Big Decisions Rarely Emerge From Consultation Processes
Posted July 6, 2018
Some decisions are bigger than others. Paradoxically, big decisions are less amenable to community consultation than small ones, but they often represent the focal point for voters when they cast their ballots.
The implementation of the Goods and Services Tax was a choice around which the 1993 federal election was fought. The Liberals campaigned against it, but stuck with it when elected.
In the 2013 provincial election, the Liberals promised to consolidate health boards and balance the province’s budgets. The voters gave them a mandate to do so.
The Liberals won the 2017 rerun despite their many missteps in the first mandate. They had the clearest message on fiscal management and took a strong position on public sector wage restraint to make it happen.
Their health care platform was focused on mental health, reducing wait times for surgeries and continuing care alternatives, and improved access to primary care through expanded collaborative care facilities.
In 2017, the auditor general observed that having four hospitals in Cape Breton Regional Municipality (population 90,000) did not make sense.
On Tuesday, the Liberals announced that two of the four—in North Sydney and New Waterford—would be replaced by community health centres and new long-term care facilities, while the Glace Bay and Sydney facilities for emergencies and surgeries will expand.
It is understandable that people in North Sydney and New Waterford would be disappointed and upset. It matters not to them that their distance to emergency care and major surgery will still be comparable to many parts of the province.
Apart from that, most people found it difficult to understand the details of what was being proposed. Premier McNeil made that worse two days later by incorrectly stating that the only changes would be to emergency services.
Hospitals, like schools, are very important employers and elements of the community fabric. Losing them is both a result and a cause of population loss. That is an issue of economics, not health care.
None of those opposed to the decision have provided a cogent argument about why the changes are bad for care. Greater concentration of facilities for both primary and secondary care should help with doctor recruitment and retention.
Most of the visits to the emergency facilities in New Waterford and North Sydney have been for non-emergency situations. The planned collaborative care centres will be able to handle most of them, and the most serious emergencies would always be better off going to the better equipped Cape Breton Regional.
People should not have been surprised at the government’s decision. It is consistent with the Liberal direction on both fiscal responsibility and health care delivery.
Those who were concerned were given oxygen by the over-the-top reactions from opposition politicians.”This is Black Monday for health care in Cape Breton,” said NDP Leader Gary Burrill. Eddie Orrell, a Cape Breton MLA and the Tories’ health critic, said the changes will bring chaos, and do nothing to improve access to care.

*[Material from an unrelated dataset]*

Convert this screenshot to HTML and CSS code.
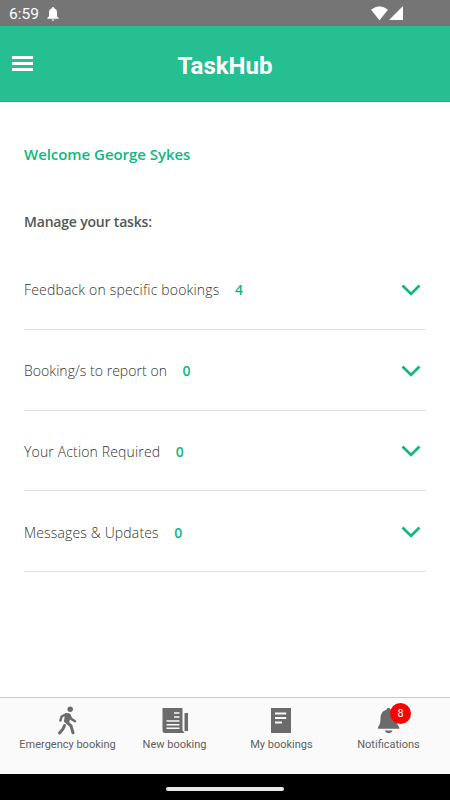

Much of the hand-wringing was around the lack of consultation with either health-care providers or the community at large. Given the disinterest of opposition politicians and others in either detail or nuance, such a consultation would have produced more heat than light.
A period of consultation now can be useful both in determining needs at a more detailed level and improving public understanding of what is proposed. But the discussion is about how the plan is to be implemented rather than whether.
In principle, the choice the Liberals have made is a good one. The long-term perception will be determined by how it works in practice. Successful implementation of their good ideas has not been a hallmark of the Liberal government.